## Records
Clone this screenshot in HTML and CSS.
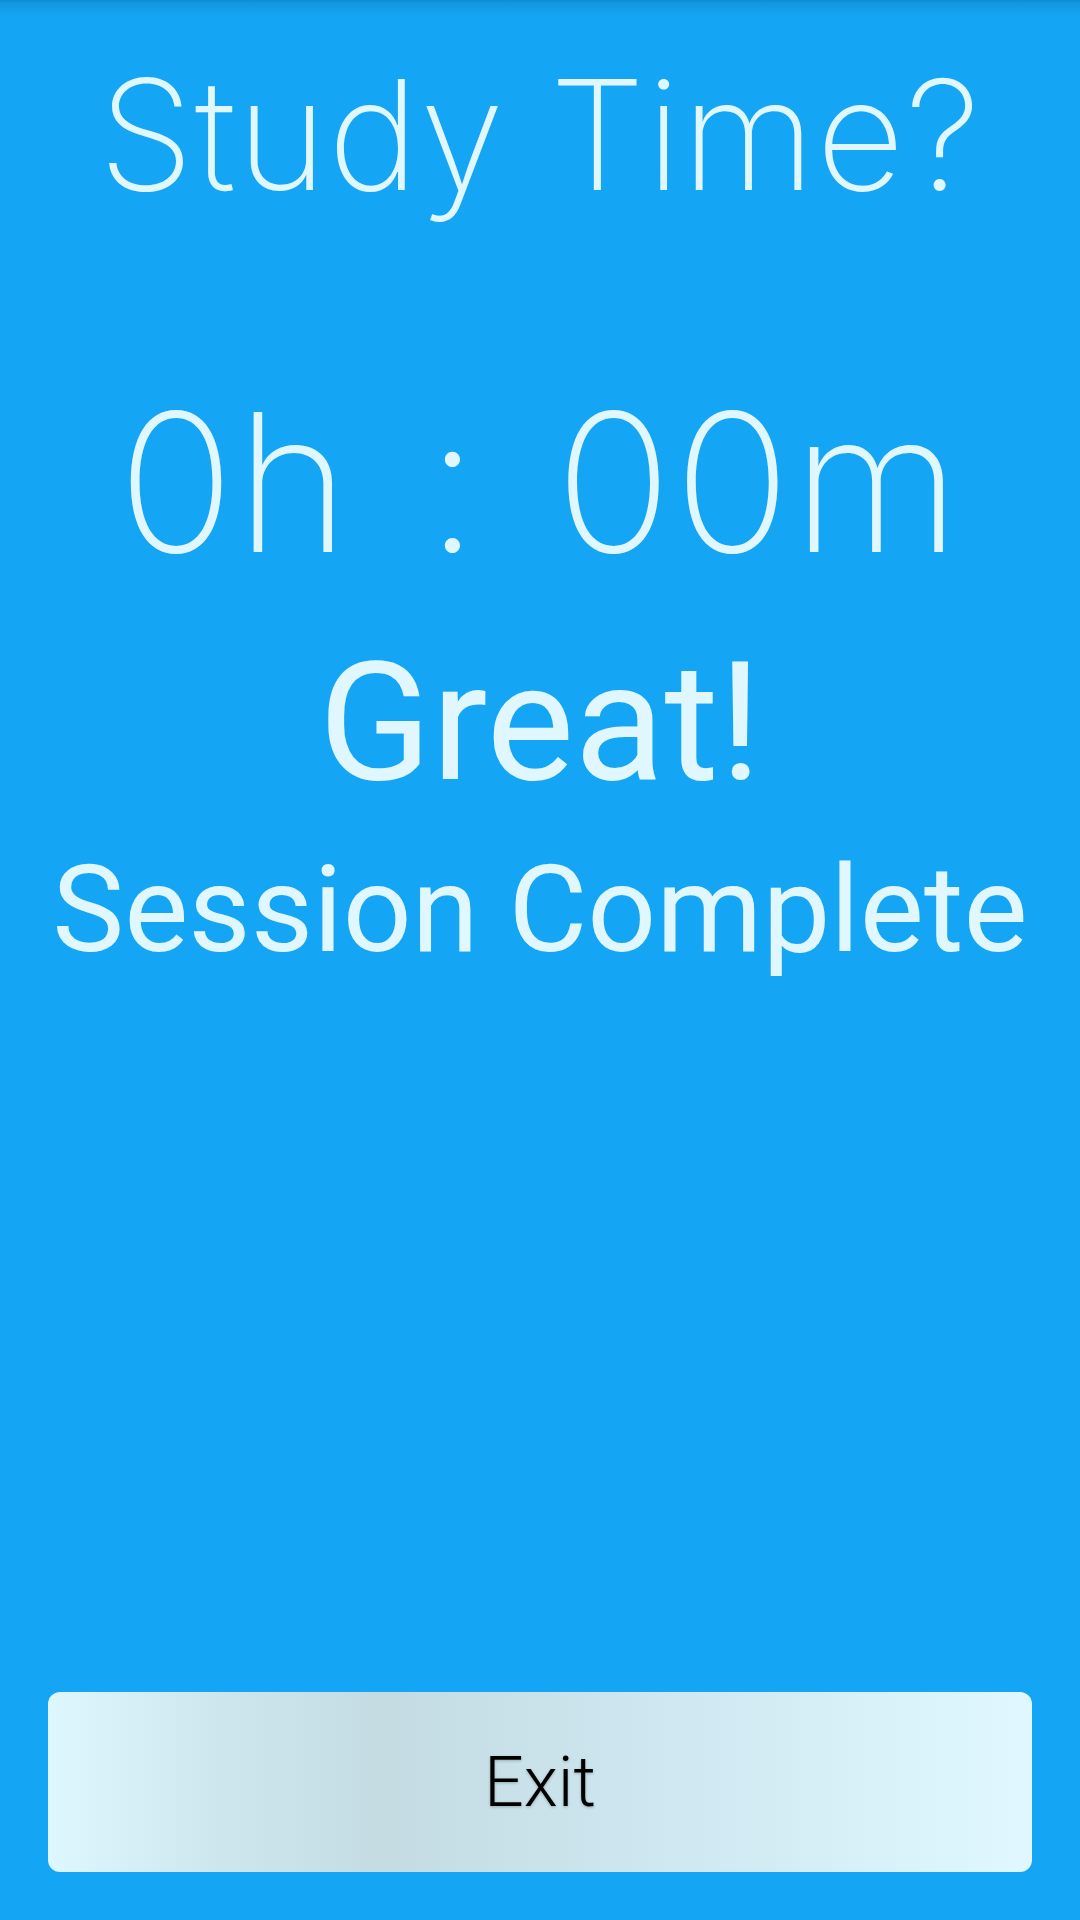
FILE: index.html
```html
<!DOCTYPE html>
<html>
<head>
<meta charset="utf-8">
<link rel="stylesheet" href="styles.css">
</head>
<body>
<div class="screen">
  <h1 class="title">Study Time?</h1>
  <div class="timer">0h : 00m</div>
  <div class="great">Great!</div>
  <div class="session">Session Complete</div>
  <button class="exit">Exit</button>
</div>
</body>
</html>
```
FILE: styles.css
```css
html, body {
  margin: 0;
  padding: 0;
}
.screen {
  width: 1080px;
  height: 1920px;
  display: flex;
  flex-direction: column;
  align-items: center;
  background: linear-gradient(to bottom, #0f8bd0 0px, #1398e2 4px, #14a5f4 16px, #14a5f4 100%);
  color: #e0f7ff;
  font-family: Roboto, "Liberation Sans", sans-serif;
  box-sizing: border-box;
}
.title {
  margin: 58px 0 0;
  font-family: Inter, Roboto, sans-serif;
  font-size: 153px;
  line-height: 1;
  font-weight: 200;
  letter-spacing: 1.2px;
  white-space: nowrap;
}
.timer {
  margin-top: 175px;
  font-family: Inter, Roboto, sans-serif;
  font-size: 193px;
  line-height: 1;
  font-weight: 240;
  letter-spacing: 2px;
  white-space: pre;
  word-spacing: 18px;
}
.great {
  margin-top: 61px;
  font-size: 166px;
  line-height: 1;
  font-weight: 400;
}
.session {
  margin-top: 44px;
  font-size: 121px;
  line-height: 1;
  font-weight: 400;
  white-space: nowrap;
}
.exit {
  margin: auto 48px 48px;
  align-self: stretch;
  height: 180px;
  border: none;
  border-radius: 12px;
  background: linear-gradient(to right, #def6fe 0%, #cde6ee 18%, #c4dbe2 34%, #cde6ef 60%, #d9f1f9 85%, #e0f7ff 100%);
  font-family: Roboto, "Liberation Sans", sans-serif;
  font-size: 70px;
  font-weight: 300;
  color: #000;
  text-shadow: 0 1px 3px rgba(0,0,0,0.25);
  padding: 0;
}
```
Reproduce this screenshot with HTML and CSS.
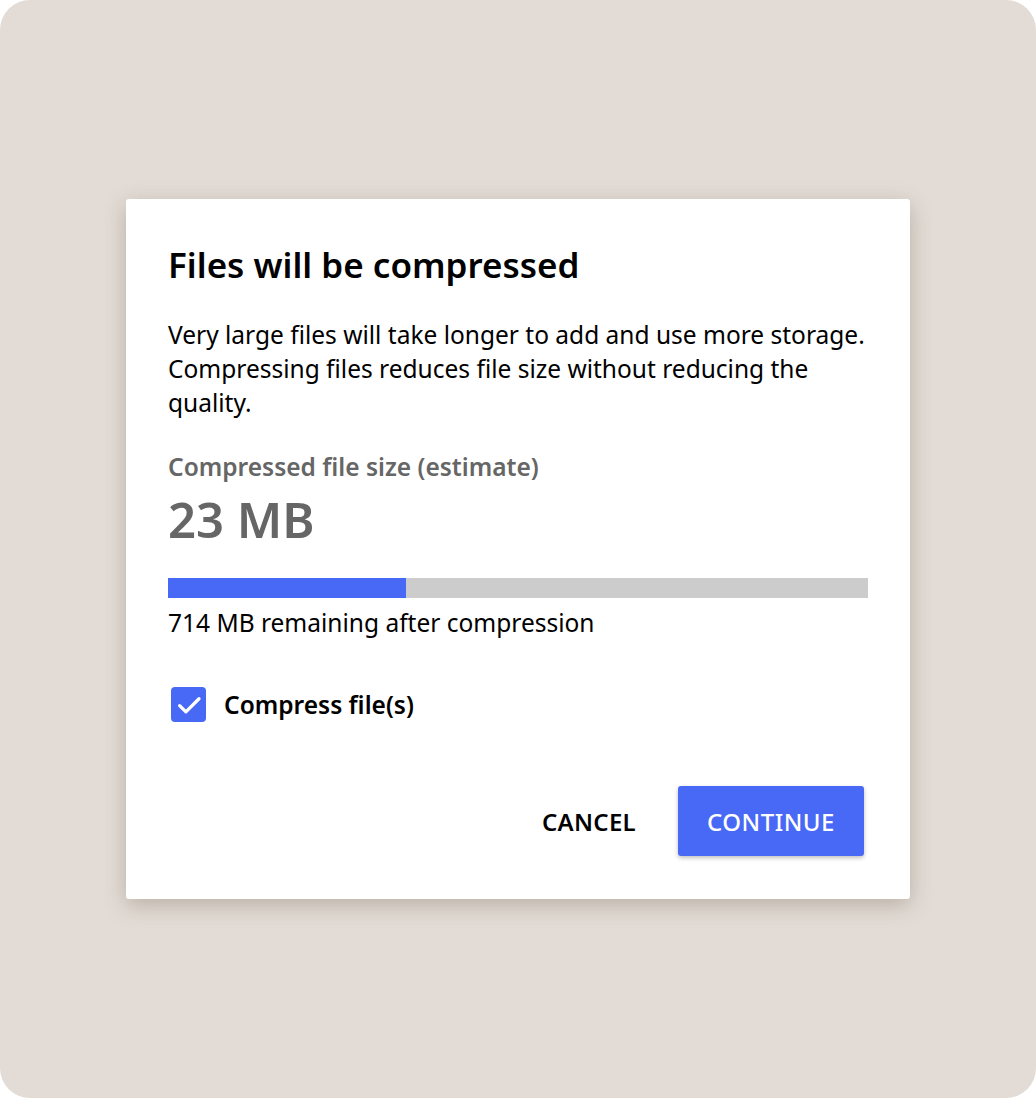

## What is being asked
Copy the records above exactly, leaving out every picture.

## Problem solution
Clone this screenshot in HTML and CSS.
FILE: index.html
```html
<!DOCTYPE html>
<html>
<head>
<meta charset="utf-8">
<link rel="stylesheet" href="styles.css">
</head>
<body>
<div class="screen">
  <h1 class="title">Study Time?</h1>
  <div class="timer">0h : 00m</div>
  <div class="great">Great!</div>
  <div class="session">Session Complete</div>
  <button class="exit">Exit</button>
</div>
</body>
</html>
```
FILE: styles.css
```css
html, body {
  margin: 0;
  padding: 0;
}
.screen {
  width: 1080px;
  height: 1920px;
  display: flex;
  flex-direction: column;
  align-items: center;
  background: linear-gradient(to bottom, #0f8bd0 0px, #1398e2 4px, #14a5f4 16px, #14a5f4 100%);
  color: #e0f7ff;
  font-family: Roboto, "Liberation Sans", sans-serif;
  box-sizing: border-box;
}
.title {
  margin: 58px 0 0;
  font-family: Inter, Roboto, sans-serif;
  font-size: 153px;
  line-height: 1;
  font-weight: 200;
  letter-spacing: 1.2px;
  white-space: nowrap;
}
.timer {
  margin-top: 175px;
  font-family: Inter, Roboto, sans-serif;
  font-size: 193px;
  line-height: 1;
  font-weight: 240;
  letter-spacing: 2px;
  white-space: pre;
  word-spacing: 18px;
}
.great {
  margin-top: 61px;
  font-size: 166px;
  line-height: 1;
  font-weight: 400;
}
.session {
  margin-top: 44px;
  font-size: 121px;
  line-height: 1;
  font-weight: 400;
  white-space: nowrap;
}
.exit {
  margin: auto 48px 48px;
  align-self: stretch;
  height: 180px;
  border: none;
  border-radius: 12px;
  background: linear-gradient(to right, #def6fe 0%, #cde6ee 18%, #c4dbe2 34%, #cde6ef 60%, #d9f1f9 85%, #e0f7ff 100%);
  font-family: Roboto, "Liberation Sans", sans-serif;
  font-size: 70px;
  font-weight: 300;
  color: #000;
  text-shadow: 0 1px 3px rgba(0,0,0,0.25);
  padding: 0;
}
```
Reproduce this screenshot with HTML and CSS.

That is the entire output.